- Coordinates: 34°24′16″N 94°04′09″W﻿ / ﻿34.404399°N 94.069176°W
- Area: 14,460 acres (5,850 ha)
- Created: 1975

= Caney Creek Wilderness =

Protected area in Arkansas, United States

The Caney Creek Wilderness is a rugged 14,460-acre (58.5 km^{2}) segment of the Ouachita National Forest near the mountain town of Mena, Arkansas. It was designated by Congress in 1975 as the first wilderness area in Arkansas. The wilderness' main drainage and namesake, Caney Creek, winds through old-growth bottomland forest and is surrounded by tall, steep ridges, with the clear Cossatot River bordering the wilderness on the west side. The wilderness is known for exceptional air and water quality as well as virgin forest and excellent vistas.

== Scenery & Description ==
The Caney Creek Wilderness is located in the south-central range of the Ouachita Mountains of Arkansas and Oklahoma, an area characterized by swift flowing, clear mountain streams, dense and biodiverse forestland, sharp mountain peaks, and the most rainfall of anywhere in Arkansas. This rainfall contributes to high levels of biodiversity in the area, which was a major factor contributing to the protection of Caney Creek. The area is often covered in a mist that encourages high levels of moss and lichen growth on trees and bluffs. There are many waterfalls, side drainages, and springs within the area, including the 12-foot-tall Katy Falls which the Caney Creek Trail passes near. Wildlife is abundant in the area.

== Forest Composition & Biodiversity ==
The forests of the Wilderness Area are characterized by isolated disjuncts of Appalachian mixed mesophytic forests. The Wilderness Area contains extensive reserves of very old, unlogged virgin forest, quite rare in Arkansas. As such, there are many species uncommon to Arkansas within the forest composition, such as basswood, sugar maple, beech, mountain azalea, cucumber magnolia, bigleaf magnolia and umbrella magnolia. The bottomland forests around the creeks and rivers of the area are extremely biodiverse and contain 29 endangered species. The mountaintop forest consists of stunted, extremely old oak and hickory forests and vast sections of unlogged forest, with some trees upwards of 300 years old.

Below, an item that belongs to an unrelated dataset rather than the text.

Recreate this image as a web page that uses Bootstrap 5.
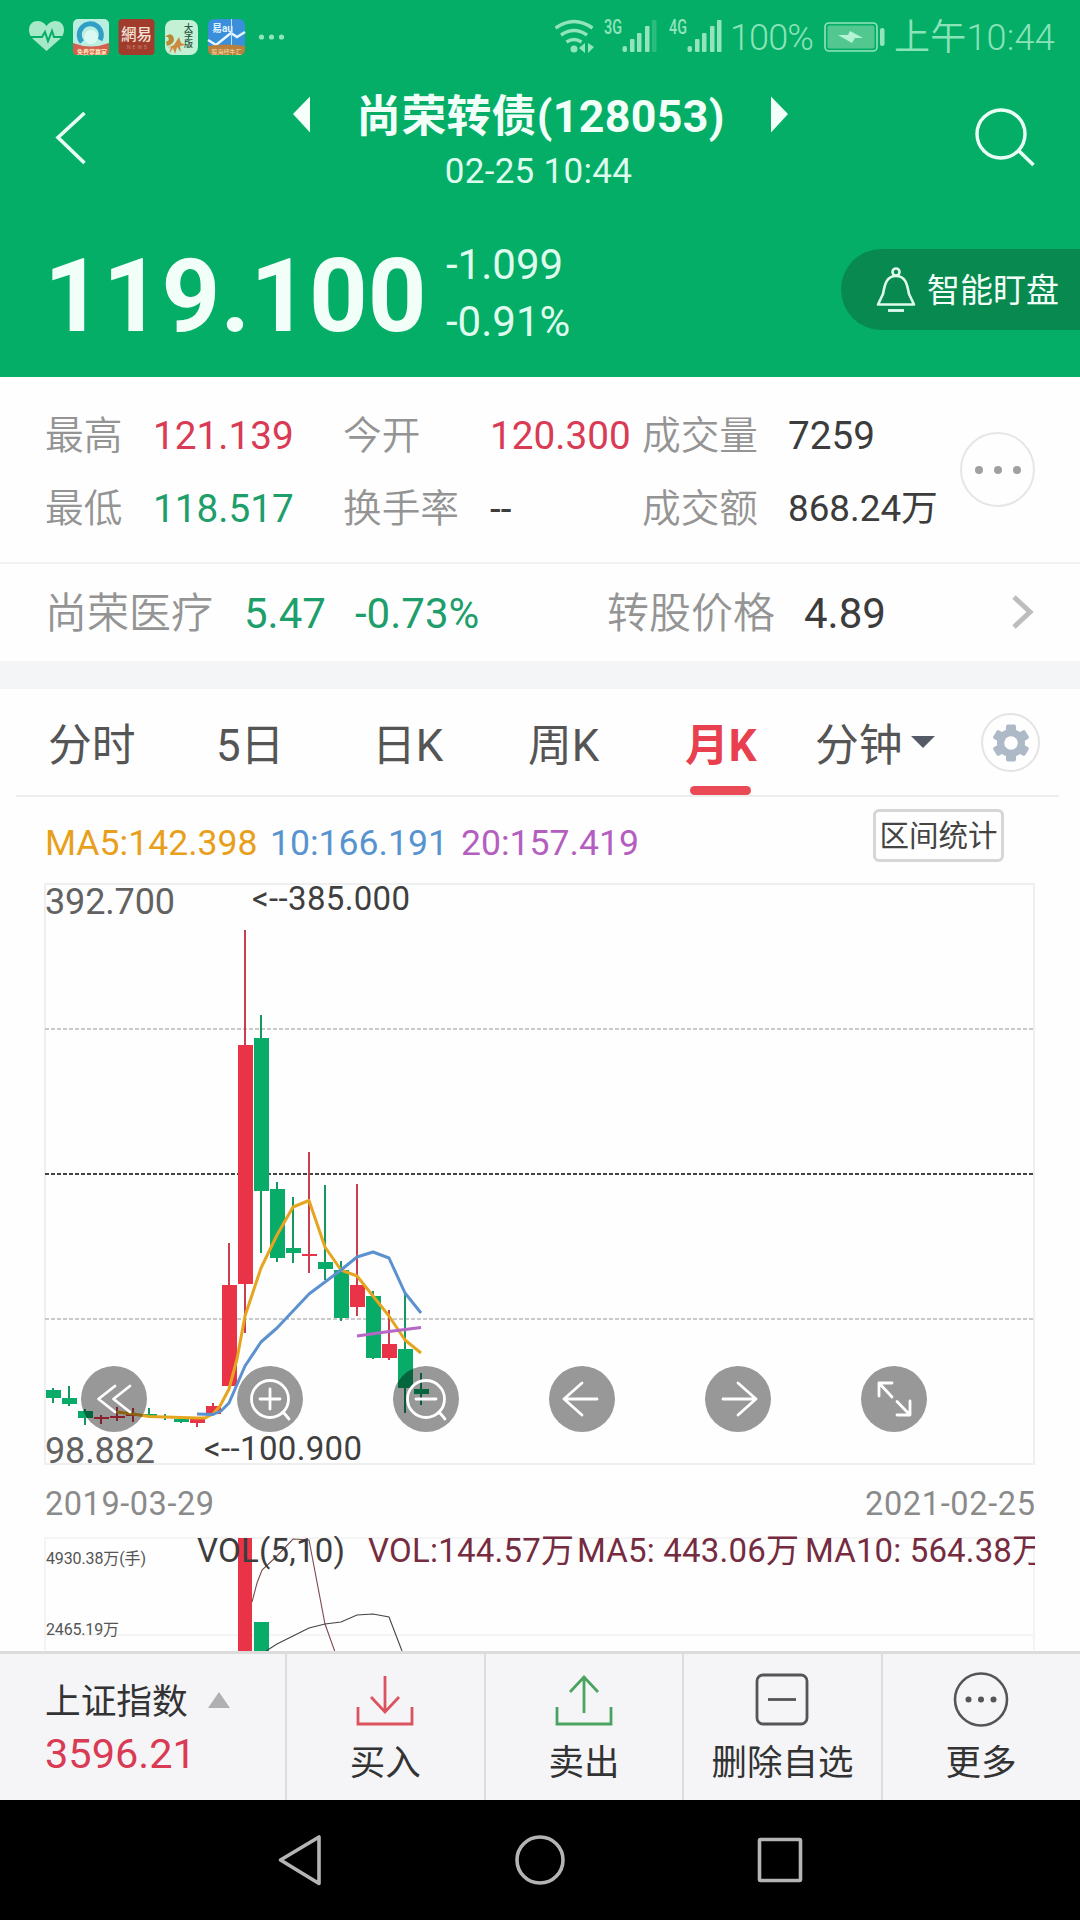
<!DOCTYPE html>
<html lang="zh-CN">
<head>
<meta charset="utf-8">
<meta name="viewport" content="width=device-width, initial-scale=1">
<title>尚荣转债(128053)</title>
<link rel="stylesheet" href="https://cdn.jsdelivr.net/npm/bootstrap@5.3.0/dist/css/bootstrap.min.css">
<style>
body{font-family:Roboto,"Noto Sans CJK SC",sans-serif;width:1080px;height:1920px;overflow:hidden;color:#3c3c3c;background:#fefefe;line-height:1}
svg{display:block;flex:none}
svg text{font-family:Roboto,"Noto Sans CJK SC",sans-serif}
.app{width:1080px;height:1920px}
.hd{background:#04ae67;height:377px;color:#f2fff8}
.statusbar{height:72px;color:#8be3b9;font-size:36px;font-weight:350}
.statusbar .pct{width:95px;padding-left:3px;letter-spacing:-.9px;line-height:76px}
.statusbar .clock{line-height:77px;margin-left:8px;letter-spacing:.2px}
.titlebar{height:128px}
.titlecol{width:495px;margin-left:208px}
.sec-name{font-size:44.8px;font-weight:700;line-height:58px;letter-spacing:.3px;margin-top:16px}
.sec-time{font-size:35px;line-height:44px;color:#dffbee;margin-top:4px;letter-spacing:.3px;padding-right:4px}
.pricebar{height:177px}
.px-now{font-size:102.5px;font-weight:700;line-height:110px;margin-top:41px;padding-left:44px;width:446px}
.px-chg{font-size:42px;line-height:57px;margin-top:36px;color:#dffbee}
.watch{width:239px;height:81px;border-radius:41px 0 0 41px;background:#07894f;margin-top:49px;font-size:33px;padding-left:35px}
.watch span{margin-left:11px;line-height:80px;padding-top:3px}
.stats{height:187px;border-bottom:2px solid #f1f1f1;padding:22px 0 0 45px}
.statgrid{display:grid;grid-template-columns:108px 190px 147px 152px 146px 160px;grid-auto-rows:73px;line-height:73px;font-size:38.7px;width:903px;white-space:nowrap}
.statgrid .amt{font-size:36.8px}
.lbl{color:#949494;font-weight:350}
.up{color:#d93a54}.down{color:#1d9e6b}
.morebtn{width:75px;height:75px;border:2px solid #e6e6e6;margin:33px 0 0 12px;gap:11px}
.morebtn i{width:8px;height:8px;border-radius:50%;background:#a0a0a0}
.stockrow{height:97px;padding-left:45px;font-size:42px;line-height:100px}
.stockgrid{display:grid;grid-template-columns:199px 111px 252px 197px 207px;white-space:nowrap}
.band{height:28px;background:#f4f5f7}
.tabrow{height:108px;margin:0 21px 0 16px;border-bottom:2px solid #ededed;font-size:43.8px;padding-left:32px}
.tabrow .nav-link{padding:0;color:#555;line-height:114px;height:107px;font-weight:400;text-align:left;white-space:nowrap}
.tabrow .nav-link.active{color:#e8404f;font-weight:700;position:relative}
.tabrow .nav-link.active::after{content:"";position:absolute;left:5px;bottom:1px;width:61px;height:9px;border-radius:5px;background:#ea4a55}
.gearbtn{width:59px;height:59px;border:2px solid #e4e4e4;margin-top:24px}
.maline{height:85px;padding:0 76px 0 45px;font-size:35.6px}
.maline span{line-height:92px;white-space:nowrap}
.rangebtn{width:131px;height:53px;border:3px solid #d6d6d6;border-radius:6px;font-size:29.5px;line-height:48px;padding:0;margin-top:12px;color:#444;background:none;text-align:center;white-space:nowrap}
.plot{height:769px}
.bottombar{height:149px;border-top:3px solid #dcdcdd;background:#f5f5f8;color:#333}
.idx{width:285px;padding:28px 0 0 45px}
.idx .nm{font-size:35.7px;line-height:40px}
.idx .vl{font-size:41.5px;line-height:50px;margin-top:7px}
.act{width:198.6px;border-left:2px solid #dcdcdd;font-size:35.5px;padding-top:17px}
.act span{line-height:46px;margin-top:13px;white-space:nowrap}
.sysnav{height:120px;background:#000}
</style>
</head>
<body>
<div class="app d-flex flex-column">
<header class="hd">
  <div class="statusbar d-flex">
    <svg width="555" height="72" viewBox="0 0 555 72">
      <path d="M46.500 51 33 39q-4-4-4-9c0-10 12-12 17.500-4C52 18 64 20 64 30q0 5-4 9z" fill="#a5e9c8"/>
      <path d="M30 37h12l3-5 3 9 4-10 2 6h11" fill="none" stroke="#04ae67" stroke-width="2"/>
      <rect x="73" y="19" width="36" height="36" rx="5" fill="#b9eee0"/>
      <path d="M82 42a11 11 0 1 1 18-2" fill="none" stroke="#2f9fc6" stroke-width="5"/><circle cx="91" cy="37" r="7" fill="#dcf8f2"/>
      <path d="M73 43q18 7 36 0v8q0 4-4 4H77q-4 0-4-4z" fill="#d4604f"/><text x="77" y="54" font-size="6" font-weight="700" fill="#ffe5bc">免费掌赢家</text>
      <rect x="118.500" y="19" width="36" height="36" rx="4" fill="#a13c2c"/><text x="121" y="40" font-size="15.500" font-weight="500" fill="#f2e3d8" style="font-family:'Noto Sans CJK TC'">網易</text><text x="127" y="49" font-size="5" letter-spacing="2" fill="#e0aa9a">NEWS</text>
      <rect x="165" y="20" width="33" height="35" rx="8" fill="#c4f1d6"/>
      <text font-size="9" font-weight="500" fill="#28533c"><tspan x="184" y="31">大</tspan><tspan x="184" y="39">字</tspan><tspan x="184" y="47">版</tspan></text>
      <path d="M165 37q5-5 8-1 3 6-3 9l-3 1-1-4 3-2-1-3z" fill="#b98a36"/><path d="M169 54l2-7-4 1 7-3 5-8 2 6 5 2-6 1 1 6-4-5-2 7-2-6z" fill="#cf8840"/>
      <rect x="208" y="19" width="37" height="36" rx="6" fill="#3a8fdb"/><path d="M208 40l8 5 15-12 6 4 8-5" fill="none" stroke="#e8f8ff" stroke-width="2.500"/><path d="M231.500 19v26" stroke="#bfe3f8"/><text x="212" y="32" font-size="10" font-weight="700" fill="#dff3ff">易au</text><path d="M208 46q18-3 37 0v3q0 6-6 6h-25q-6 0-6-6z" fill="#b9803e"/><text x="211.500" y="54" font-size="6" fill="#ffe4b2">股海经牛汇</text>
      <g fill="#92e4bd"><circle cx="261.500" cy="37" r="2.600"/><circle cx="271.500" cy="37" r="2.600"/><circle cx="281.500" cy="37" r="2.600"/></g>
    </svg>
    <svg width="172" height="72" viewBox="0 0 172 72" fill="#92e4bd">
      <g fill="none" stroke="#92e4bd" stroke-width="3.400"><path d="M.5 28q18.500-13 37 0"/><path d="M6 35q13-9 26 0"/><path d="M11.500 42q7.500-5 15 0"/></g>
      <circle cx="19" cy="49" r="3.500"/><path d="M24 48l6-5v10zM33 43v10l6-6z"/>
      <text x="49" y="34" font-size="20" font-weight="500" textLength="18" lengthAdjust="spacingAndGlyphs">3G</text>
      <text x="114" y="34" font-size="20" font-weight="500" textLength="18" lengthAdjust="spacingAndGlyphs">4G</text>
      <rect x="67.500" y="46" width="4.500" height="6" rx="2"/><rect x="75" y="39" width="4.500" height="13" rx="1"/><rect x="82" y="33" width="4.500" height="19" rx="1"/><rect x="90" y="26" width="4.500" height="26" rx="1"/><rect x="97" y="20" width="4.500" height="32" rx="1" opacity=".28"/>
      <rect x="132.500" y="46" width="4.500" height="6" rx="2"/><rect x="140" y="39" width="4.500" height="13" rx="1"/><rect x="147" y="33" width="4.500" height="19" rx="1"/><rect x="155" y="26" width="4.500" height="26" rx="1"/><rect x="162" y="20" width="4.500" height="32" rx="1"/>
    </svg>
    <span class="pct">100%</span>
    <svg width="64" height="72" viewBox="822 0 64 72"><rect x="825" y="23" width="52" height="28" rx="4" fill="none" stroke="#92e4bd" stroke-width="1.600"/><rect x="827.500" y="25.500" width="47" height="23" rx="2" fill="#52c790"/><path d="M838 35h10l2-4 13 7h-8l-3 5z" fill="#b5f3d6"/><rect x="880" y="28" width="4.500" height="18" rx="2" fill="#92e4bd"/></svg>
    <span class="clock text-nowrap">上午10:44</span>
  </div>
  <div class="titlebar d-flex">
    <svg width="85" height="128" viewBox="0 72 85 128" overflow="visible"><path d="M84.500 113 58 137.500 84.500 163" fill="none" stroke="#e9fff5" stroke-width="3.600"/></svg>
    <div class="titlecol d-flex justify-content-between">
      <svg width="17" height="128" viewBox="293 72 17 128"><path d="M310 96.500v36L293 114z" fill="#f4fffa"/></svg>
      <div class="text-center text-nowrap"><div class="sec-name">尚荣转债(128053)</div><div class="sec-time">02-25 10:44</div></div>
      <svg width="17" height="128" viewBox="771 72 17 128"><path d="M771 96.500v36L788 114z" fill="#f4fffa"/></svg>
    </div>
    <svg width="292" height="128" viewBox="788 72 292 128"><circle cx="1001" cy="134" r="24" fill="none" stroke="#e9fff5" stroke-width="3.400"/><path d="M1018 150l15.500 15" stroke="#e9fff5" stroke-width="3.600"/></svg>
  </div>
  <div class="pricebar d-flex">
    <div class="px-now">119.100</div>
    <div class="px-chg flex-grow-1">-1.099<br>-0.91%</div>
    <div class="watch d-flex align-items-center">
      <svg width="40" height="46" viewBox="0 0 40 46" fill="none" stroke="#dffbee" stroke-width="2.600"><circle cx="20" cy="5" r="3.500"/><path d="M2 37.500h36L33 27c-2-11-4-18-13-18S9 16 7 27z" stroke-linejoin="round"/><path d="M12 43.500h16" stroke-width="2.800"/></svg>
      <span>智能盯盘</span>
    </div>
  </div>
</header>

<section class="stats d-flex">
  <div class="statgrid">
    <span class="lbl">最高</span><span class="up">121.139</span><span class="lbl">今开</span><span class="up">120.300</span><span class="lbl">成交量</span><span>7259</span>
    <span class="lbl">最低</span><span class="down">118.517</span><span class="lbl">换手率</span><span>--</span><span class="lbl">成交额</span><span class="amt">868.24万</span>
  </div>
  <div class="morebtn rounded-circle d-flex align-items-center justify-content-center"><i></i><i></i><i></i></div>
</section>
<section class="stockrow d-flex">
  <div class="stockgrid"><span class="lbl">尚荣医疗</span><span class="down">5.47</span><span class="down">-0.73%</span><span class="lbl">转股价格</span><span>4.89</span></div>
  <svg width="24" height="98" viewBox="1011 564 24 98"><path d="M1014 597l16 15-16 15" fill="none" stroke="#bdbdbd" stroke-width="5"/></svg>
</section>
<div class="band"></div>
<nav class="tabrow nav flex-nowrap">
  <a class="nav-link" style="width:168px">分时</a><a class="nav-link" style="width:156px">5日</a><a class="nav-link" style="width:156px">日K</a><a class="nav-link" style="width:157px">周K</a><a class="nav-link active" style="width:130px">月K</a><a class="nav-link" style="width:96px">分钟</a>
  <svg width="70" height="105" viewBox="911 689 70 105"><path d="M911 736h24l-12 12z" fill="#555b66"/></svg>
  <div class="gearbtn rounded-circle d-flex align-items-center justify-content-center">
    <svg width="38" height="38" viewBox="-19 -19 38 38" fill="#adb9c7"><g id="teeth"><rect x="-5" y="-18.500" width="10" height="37" rx="2"/><rect x="-5" y="-18.500" width="10" height="37" rx="2" transform="rotate(60)"/><rect x="-5" y="-18.500" width="10" height="37" rx="2" transform="rotate(120)"/></g><circle r="14"/><circle r="6.800" fill="#fefefe"/></svg>
  </div>
</nav>
<div class="maline d-flex">
  <span style="width:225px;color:#e8a01c">MA5:142.398</span><span style="width:191px;color:#5794cf">10:166.191</span><span class="flex-grow-1" style="color:#b45fc0">20:157.419</span>
  <button class="rangebtn" type="button">区间统计</button>
</div>

<svg class="plot" id="plot" width="1080" height="769" viewBox="0 882 1080 769">
  <g fill="none" stroke="#efefef" stroke-width="2"><path d="M45 884H1034V1464H45z"/><path d="M45 1650V1538H1034V1650M45 1635H1034" stroke="#f4f4f4"/></g>
  <g stroke-width="1.500" stroke-dasharray="4 2"><path d="M45 1029H1034M45 1319H1034" stroke="#b9b9b9"/><path d="M45 1174H1034" stroke="#444" stroke-width="1.800"/></g>
  <g id="candles"></g>
  <g fill="none" stroke-width="3" stroke-linejoin="round">
    <path stroke="#e5a51f" d="M117 1412l16 2 16 2.500 16 .5 32 1h8l8-4 7-8 9-17 8-30 8-43 16-48 16-33 16-28 16-6.500 16 46.500 16 23 16 6 16 20 16 20 16 24 16 13"/>
    <path stroke="#5b91cf" d="M197 1414l16 .5 8-3.500 8-8 16-37 16-24 16-14 32-34 32-24 16-13 16-5 16 6 16 35 16 20"/>
    <path stroke="#b666c4" d="M357 1336l32-4.500 32-4"/>
  </g>
  <g font-size="36" fill="#626262"><text x="45" y="914" textLength="130">392.700</text><text x="45" y="1463" textLength="110">98.882</text></g>
  <g font-size="33" fill="#3f3f3f"><text x="252" y="910" textLength="158">&lt;--385.000</text><text x="204" y="1460" textLength="158">&lt;--100.900</text></g>
  <g font-size="32.500" fill="#8a8a8a"><text x="45" y="1515" textLength="169">2019-03-29</text><text x="865" y="1515" textLength="170">2021-02-25</text></g>
  <rect x="238" y="1538" width="14" height="113" fill="#e93448"/><rect x="254" y="1622" width="15" height="29" fill="#08ab67"/>
  <g fill="none" stroke-width="1.100"><path stroke="#7d4a4e" d="M252 1602l5-19 5-13 15-14 16-17 16 1 16 84 10 28"/><path stroke="#444" d="M266 1651l11-7 16-8 16-8 16-4 16-2 16-7 16-1 16 3 13 34"/></g>
  <g font-size="16" fill="#555"><text x="46" y="1564" textLength="100">4930.38万(手)</text><text x="46" y="1635" textLength="73">2465.19万</text></g>
  <svg x="0" y="1536" width="1035" height="60" viewBox="0 1536 1035 60"><g font-size="33"><text x="197" y="1562" textLength="148" fill="#3d3d3d">VOL(5,10)</text><g fill="#762c40"><text x="368" y="1562" textLength="206">VOL:144.57万</text><text x="577" y="1562" textLength="222">MA5: 443.06万</text><text x="805" y="1562" textLength="240">MA10: 564.38万</text></g></g></svg>
  <g fill="#000" fill-opacity=".4"><circle cx="114" cy="1399" r="33"/><circle cx="270" cy="1399" r="33"/><circle cx="426" cy="1399" r="33"/><circle cx="582" cy="1399" r="33"/><circle cx="738" cy="1399" r="33"/><circle cx="894" cy="1399" r="33"/></g>
  <g fill="none" stroke="#fff" stroke-width="2.800" stroke-linecap="round" stroke-linejoin="round">
    <path d="M115 1386l-16.500 13 16.500 13M130 1386l-16.500 13 16.500 13"/>
    <circle cx="270" cy="1399" r="18.500"/><path d="M260 1399h20M270 1389v20M282 1413l2 0 5 6"/>
    <circle cx="426" cy="1399" r="18.500"/><path d="M416 1399h20M438 1413l2 0 5 6"/>
    <path d="M582 1383l-18 16 18 16M564 1399h33"/><path d="M738 1383l18 16-18 16M756 1399h-33"/>
    <path d="M892 1383h-13v13M879.500 1383.500l12.500 13.500M910 1401v14h-13M909.500 1414.500L897 1401.500"/>
  </g>
</svg>

<footer class="bottombar d-flex">
  <div class="idx">
    <div class="nm d-flex">上证指数<svg class="ms-auto" style="margin-right:55px" width="22" height="40" viewBox="0 0 22 40"><path d="M0 26 11 10l11 16z" fill="#b0b0b3"/></svg></div>
    <div class="vl up">3596.21</div>
  </div>
  <div class="act d-flex flex-column align-items-center"><svg width="58" height="56" viewBox="0 0 58 56" fill="none" stroke="#dc5360" stroke-width="2.800"><path d="M2 36v17h54V36M29 5v35M15 26l14 15 14-15"/></svg><span>买入</span></div>
  <div class="act d-flex flex-column align-items-center"><svg width="58" height="56" viewBox="0 0 58 56" fill="none" stroke="#4aa35f" stroke-width="2.800"><path d="M2 36v17h54V36M29 42V6M15 21 29 6l14 15"/></svg><span>卖出</span></div>
  <div class="act d-flex flex-column align-items-center"><svg width="58" height="56" viewBox="0 0 58 56" fill="none" stroke="#555" stroke-width="2.800"><rect x="4" y="4" width="50" height="49" rx="6"/><path d="M15 28.500h28"/></svg><span>删除自选</span></div>
  <div class="act d-flex flex-column align-items-center"><svg width="58" height="56" viewBox="0 0 58 56"><circle cx="29" cy="28.500" r="26" fill="none" stroke="#555" stroke-width="2.600"/><g fill="#555"><circle cx="16.500" cy="28.500" r="3"/><circle cx="29" cy="28.500" r="3"/><circle cx="41.500" cy="28.500" r="3"/></g></svg><span>更多</span></div>
</footer>
<div class="sysnav"><svg width="1080" height="120" viewBox="0 0 1080 120" fill="none" stroke="#b4b4b4" stroke-width="3.600" stroke-linejoin="round"><path d="M319 37v46.500L280.500 60z"/><circle cx="540" cy="60" r="23"/><rect x="759.500" y="39.500" width="41" height="41" rx="1"/></svg></div>
</div>
<script src="https://cdn.jsdelivr.net/npm/bootstrap@5.3.0/dist/js/bootstrap.bundle.min.js"></script>
<script>
// Monthly candles: [rising, wick top, body top, body bottom, wick bottom]
const months=[[0,1388,1390,1398,1403],[0,1386,1398,1404,1406],[0,1409,1411,1418,1425],[1,1415,1417,1419,1424],[1,1407,1416,1418,1421],[1,1408,1414,1416,1422],[0,1408,1414,1416,1416],[0,1414,1416,1417,1420],[0,1418,1419,1422,1423],[1,1418,1419,1423,1427],[1,1403,1406,1414,1415],[1,1243,1285,1386,1386],[1,930,1045,1284,1333],[0,1015,1038,1191,1253],[0,1182,1189,1258,1262],[0,1197,1248,1253,1263],[1,1152,1254,1256,1273],[0,1185,1262,1269,1280],[0,1261,1270,1318,1321],[1,1184,1285,1307,1316],[0,1291,1296,1358,1359],[1,1310,1344,1358,1360],[0,1292,1349,1388,1413],[0,1373,1389,1394,1405]];
document.getElementById('candles').innerHTML=months.map(([up,h,t,b,l],i)=>{const x=46+16*i,c=up?'#e93448':'#08ab67',w=up?'#c93d50':'#159760';return `<rect x="${x+6}" y="${h}" width="2" height="${l-h}" fill="${w}"/><rect x="${x}" y="${t}" width="15" height="${b-t}" fill="${c}"/>`}).join('');
</script>
</body>
</html>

One major ridge within the wilderness, Porter Mountain, is home to a rare population of the Arkansas-endemic Maple-Leaf Oak (Quercus acerifolia). This species is only known to occur in 4 isolated locations in the Ouachita Mountains, and is listed as Critically Imperiled by the state of Arkansas and Endangered by the IUCN Red List.

== Trails & Access ==
Access is free and open to all, however, visitors should expect near-complete solitude and very rugged, rough terrain. There are three trails within the wilderness: the Caney Creek Trail, the Buckeye Vista Trail, and the Tall Peak Trail.

The Caney Creek Trail is a 9.6 mile out and back trail that generally follows the Caney Creek drainage and visits many biodiverse and old-growth forested areas. Water is abundant on this trail, but it often floods after heavy rains.

The Buckeye Vista Trail is a shorter 4.7 mile trail that rises from the center of the Caney Creek drainage up to the top of Buckeye Mountain for views of the forest and surrounding landscape. The top of this ridge has reserves of old-growth oak and hickory forest. Half of the Caney Creek Trail, the Buckeye Vista Trail, and a short section of forest road can be combined to form a 10.5 mile loop.

The Tall Peak Trail climbs 1,500 feet over 3.2 miles to visit a high mountain CCC tower outside of the wilderness. The tower overlooks the surrounding watersheds and wilderness.

As with most wilderness areas, all trails are very secluded and offer no emergency services. They are rugged and only those prepared and physically fit should attempt them.